Exercise description: Type out the material below exactly.

Given material:
━━━━
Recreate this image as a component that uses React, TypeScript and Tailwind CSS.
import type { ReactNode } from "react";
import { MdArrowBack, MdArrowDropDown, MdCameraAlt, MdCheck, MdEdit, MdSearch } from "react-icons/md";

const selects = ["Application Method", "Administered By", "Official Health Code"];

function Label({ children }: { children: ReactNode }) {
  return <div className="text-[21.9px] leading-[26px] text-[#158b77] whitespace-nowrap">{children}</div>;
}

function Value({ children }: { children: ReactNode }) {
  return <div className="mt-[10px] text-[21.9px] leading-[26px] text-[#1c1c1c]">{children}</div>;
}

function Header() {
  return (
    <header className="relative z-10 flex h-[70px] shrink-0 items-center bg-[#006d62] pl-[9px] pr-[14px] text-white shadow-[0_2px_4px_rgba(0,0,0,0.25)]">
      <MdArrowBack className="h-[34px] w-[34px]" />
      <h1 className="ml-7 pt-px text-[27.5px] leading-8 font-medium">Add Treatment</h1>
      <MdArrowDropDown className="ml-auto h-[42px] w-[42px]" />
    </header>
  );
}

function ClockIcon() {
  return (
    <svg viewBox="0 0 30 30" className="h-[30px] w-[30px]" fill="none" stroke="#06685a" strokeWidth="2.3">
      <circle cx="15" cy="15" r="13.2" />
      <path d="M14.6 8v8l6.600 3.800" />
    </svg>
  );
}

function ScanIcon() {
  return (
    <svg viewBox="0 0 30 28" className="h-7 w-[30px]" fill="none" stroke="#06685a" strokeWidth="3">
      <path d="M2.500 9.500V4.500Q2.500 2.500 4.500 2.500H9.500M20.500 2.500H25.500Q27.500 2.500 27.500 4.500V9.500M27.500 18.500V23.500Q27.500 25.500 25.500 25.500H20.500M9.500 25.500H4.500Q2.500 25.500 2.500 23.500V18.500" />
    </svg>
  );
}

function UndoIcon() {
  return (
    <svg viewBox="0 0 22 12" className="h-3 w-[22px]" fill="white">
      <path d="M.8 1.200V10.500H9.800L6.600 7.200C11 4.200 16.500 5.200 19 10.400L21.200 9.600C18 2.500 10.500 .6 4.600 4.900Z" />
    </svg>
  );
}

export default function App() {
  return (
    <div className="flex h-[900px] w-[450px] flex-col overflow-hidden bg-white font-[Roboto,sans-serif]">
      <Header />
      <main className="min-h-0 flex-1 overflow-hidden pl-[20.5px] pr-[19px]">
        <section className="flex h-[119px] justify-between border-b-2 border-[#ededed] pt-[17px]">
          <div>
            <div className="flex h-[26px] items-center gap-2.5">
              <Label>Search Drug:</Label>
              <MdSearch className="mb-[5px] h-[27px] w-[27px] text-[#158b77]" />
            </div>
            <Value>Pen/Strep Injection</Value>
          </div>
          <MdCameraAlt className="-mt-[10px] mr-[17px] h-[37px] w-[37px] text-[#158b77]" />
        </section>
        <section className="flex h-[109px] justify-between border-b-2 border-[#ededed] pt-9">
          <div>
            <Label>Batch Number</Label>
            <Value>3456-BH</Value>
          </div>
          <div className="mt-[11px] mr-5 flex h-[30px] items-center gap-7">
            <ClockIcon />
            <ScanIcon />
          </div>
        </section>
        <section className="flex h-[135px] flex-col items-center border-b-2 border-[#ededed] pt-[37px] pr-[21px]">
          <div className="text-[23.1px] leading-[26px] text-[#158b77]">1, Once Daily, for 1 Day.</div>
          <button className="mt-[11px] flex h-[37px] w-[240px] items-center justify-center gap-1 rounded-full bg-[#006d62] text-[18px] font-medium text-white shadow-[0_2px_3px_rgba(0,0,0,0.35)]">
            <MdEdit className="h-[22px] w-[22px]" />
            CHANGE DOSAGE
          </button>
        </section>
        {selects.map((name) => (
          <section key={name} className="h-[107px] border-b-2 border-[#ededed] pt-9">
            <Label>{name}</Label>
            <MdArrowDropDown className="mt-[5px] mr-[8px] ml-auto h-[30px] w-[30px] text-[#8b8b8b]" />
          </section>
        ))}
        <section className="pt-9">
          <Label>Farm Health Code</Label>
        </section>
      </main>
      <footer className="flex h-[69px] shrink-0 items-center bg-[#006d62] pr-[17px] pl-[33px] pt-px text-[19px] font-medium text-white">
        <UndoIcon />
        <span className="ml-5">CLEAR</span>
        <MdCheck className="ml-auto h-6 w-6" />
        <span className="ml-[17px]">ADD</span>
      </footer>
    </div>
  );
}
━━━━
Correct result:
Recreate this image as a component that uses React, TypeScript and Tailwind CSS.
import type { ReactNode } from "react";
import { MdArrowBack, MdArrowDropDown, MdCameraAlt, MdCheck, MdEdit, MdSearch } from "react-icons/md";

const selects = ["Application Method", "Administered By", "Official Health Code"];

function Label({ children }: { children: ReactNode }) {
  return <div className="text-[21.9px] leading-[26px] text-[#158b77] whitespace-nowrap">{children}</div>;
}

function Value({ children }: { children: ReactNode }) {
  return <div className="mt-[10px] text-[21.9px] leading-[26px] text-[#1c1c1c]">{children}</div>;
}

function Header() {
  return (
    <header className="relative z-10 flex h-[70px] shrink-0 items-center bg-[#006d62] pl-[9px] pr-[14px] text-white shadow-[0_2px_4px_rgba(0,0,0,0.25)]">
      <MdArrowBack className="h-[34px] w-[34px]" />
      <h1 className="ml-7 pt-px text-[27.5px] leading-8 font-medium">Add Treatment</h1>
      <MdArrowDropDown className="ml-auto h-[42px] w-[42px]" />
    </header>
  );
}

function ClockIcon() {
  return (
    <svg viewBox="0 0 30 30" className="h-[30px] w-[30px]" fill="none" stroke="#06685a" strokeWidth="2.3">
      <circle cx="15" cy="15" r="13.2" />
      <path d="M14.6 8v8l6.600 3.800" />
    </svg>
  );
}

function ScanIcon() {
  return (
    <svg viewBox="0 0 30 28" className="h-7 w-[30px]" fill="none" stroke="#06685a" strokeWidth="3">
      <path d="M2.500 9.500V4.500Q2.500 2.500 4.500 2.500H9.500M20.500 2.500H25.500Q27.500 2.500 27.500 4.500V9.500M27.500 18.500V23.500Q27.500 25.500 25.500 25.500H20.500M9.500 25.500H4.500Q2.500 25.500 2.500 23.500V18.500" />
    </svg>
  );
}

function UndoIcon() {
  return (
    <svg viewBox="0 0 22 12" className="h-3 w-[22px]" fill="white">
      <path d="M.8 1.200V10.500H9.800L6.600 7.200C11 4.200 16.500 5.200 19 10.400L21.200 9.600C18 2.500 10.500 .6 4.600 4.900Z" />
    </svg>
  );
}

export default function App() {
  return (
    <div className="flex h-[900px] w-[450px] flex-col overflow-hidden bg-white font-[Roboto,sans-serif]">
      <Header />
      <main className="min-h-0 flex-1 overflow-hidden pl-[20.5px] pr-[19px]">
        <section className="flex h-[119px] justify-between border-b-2 border-[#ededed] pt-[17px]">
          <div>
            <div className="flex h-[26px] items-center gap-2.5">
              <Label>Search Drug:</Label>
              <MdSearch className="mb-[5px] h-[27px] w-[27px] text-[#158b77]" />
            </div>
            <Value>Pen/Strep Injection</Value>
          </div>
          <MdCameraAlt className="-mt-[10px] mr-[17px] h-[37px] w-[37px] text-[#158b77]" />
        </section>
        <section className="flex h-[109px] justify-between border-b-2 border-[#ededed] pt-9">
          <div>
            <Label>Batch Number</Label>
            <Value>3456-BH</Value>
          </div>
          <div className="mt-[11px] mr-5 flex h-[30px] items-center gap-7">
            <ClockIcon />
            <ScanIcon />
          </div>
        </section>
        <section className="flex h-[135px] flex-col items-center border-b-2 border-[#ededed] pt-[37px] pr-[21px]">
          <div className="text-[23.1px] leading-[26px] text-[#158b77]">1, Once Daily, for 1 Day.</div>
          <button className="mt-[11px] flex h-[37px] w-[240px] items-center justify-center gap-1 rounded-full bg-[#006d62] text-[18px] font-medium text-white shadow-[0_2px_3px_rgba(0,0,0,0.35)]">
            <MdEdit className="h-[22px] w-[22px]" />
            CHANGE DOSAGE
          </button>
        </section>
        {selects.map((name) => (
          <section key={name} className="h-[107px] border-b-2 border-[#ededed] pt-9">
            <Label>{name}</Label>
            <MdArrowDropDown className="mt-[5px] mr-[8px] ml-auto h-[30px] w-[30px] text-[#8b8b8b]" />
          </section>
        ))}
        <section className="pt-9">
          <Label>Farm Health Code</Label>
        </section>
      </main>
      <footer className="flex h-[69px] shrink-0 items-center bg-[#006d62] pr-[17px] pl-[33px] pt-px text-[19px] font-medium text-white">
        <UndoIcon />
        <span className="ml-5">CLEAR</span>
        <MdCheck className="ml-auto h-6 w-6" />
        <span className="ml-[17px]">ADD</span>
      </footer>
    </div>
  );
}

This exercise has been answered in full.